On the combination of relative clustering validity criteria

  • Authors:
  • Lucas Vendramin;Pablo A. Jaskowiak;Ricardo J. G. B. Campello

  • Affiliations:
  • Universidade de São Paulo (USP), São Carlos, São Paulo, Brazil;Universidade de São Paulo (USP), São Carlos, São Paulo, Brazil;Universidade de São Paulo (USP), São Carlos, São Paulo, Brazil

  • Venue:
  • Proceedings of the 25th International Conference on Scientific and Statistical Database Management
  • Year:
  • 2013

Quantified Score

Hi-index 0.00

Visualization

Abstract

Many different relative clustering validity criteria exist that are very useful as quantitative measures for assessing the quality of data partitions. These criteria are endowed with particular features that may make each of them more suitable for specific classes of problems. Nevertheless, the performance of each criterion is usually unknown a priori by the user.
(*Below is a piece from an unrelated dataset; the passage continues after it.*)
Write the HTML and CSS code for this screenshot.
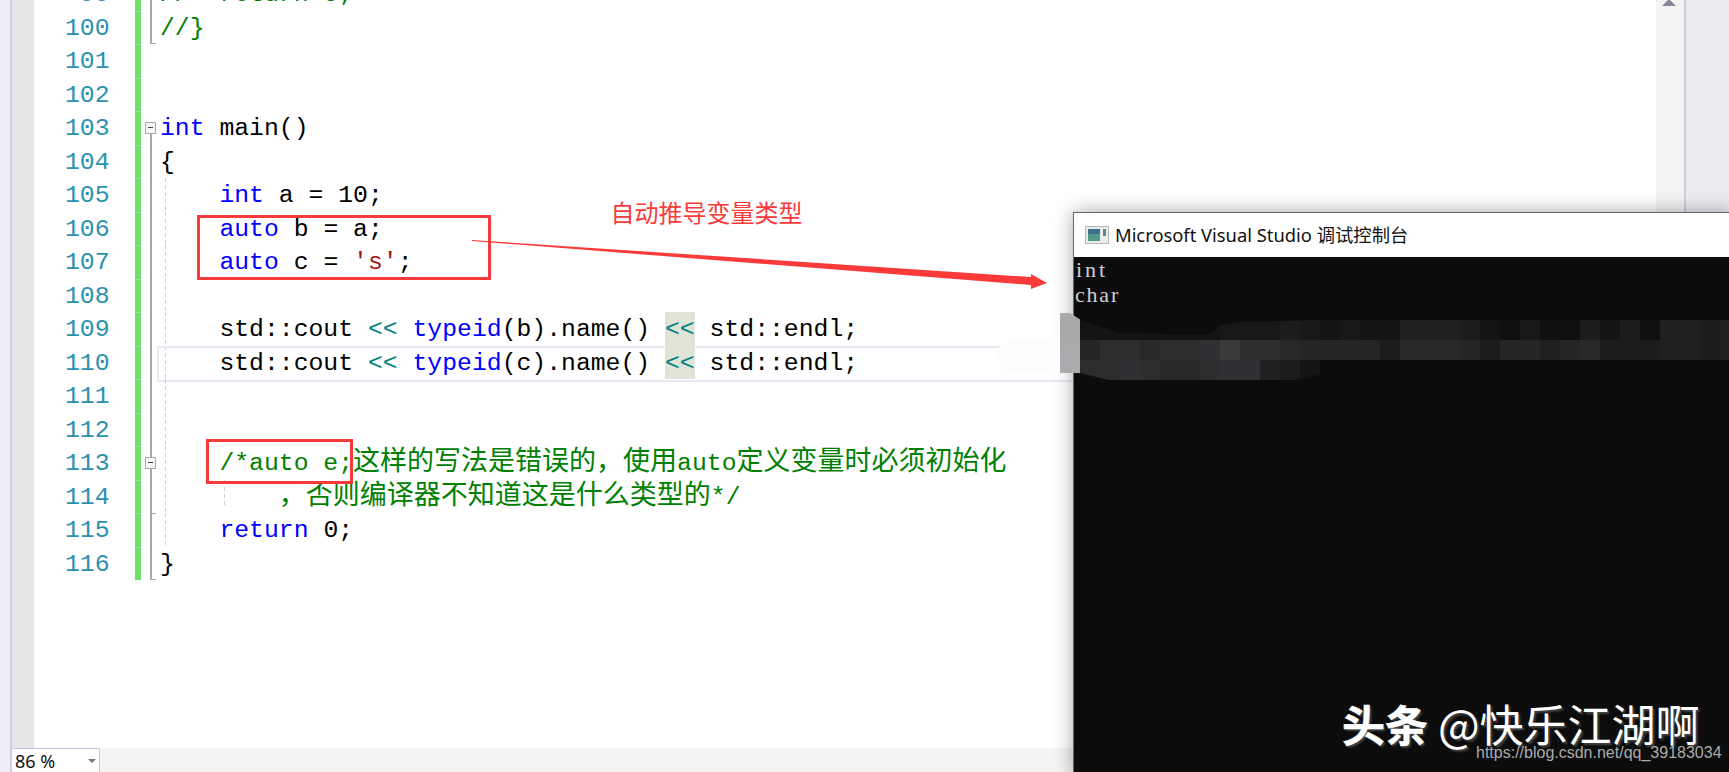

Hence, choosing a specific criterion is not a trivial task. A possible approach to circumvent this drawback consists of combining different relative criteria in order to obtain more robust evaluations. However, this approach has so far been applied in an ad-hoc fashion only; its real potential is actually not well-understood. In this paper, we present an extensive study on the combination of relative criteria considering both synthetic and real datasets. The experiments involved 28 criteria and 4 different combination strategies applied to a varied collection of data partitions produced by 5 clustering algorithms. In total, 427,680 partitions of 972 synthetic datasets and 14,000 partitions of a collection of 400 image datasets were considered. Based on the results, we discuss the shortcomings and possible benefits of combining different relative criteria into a committee.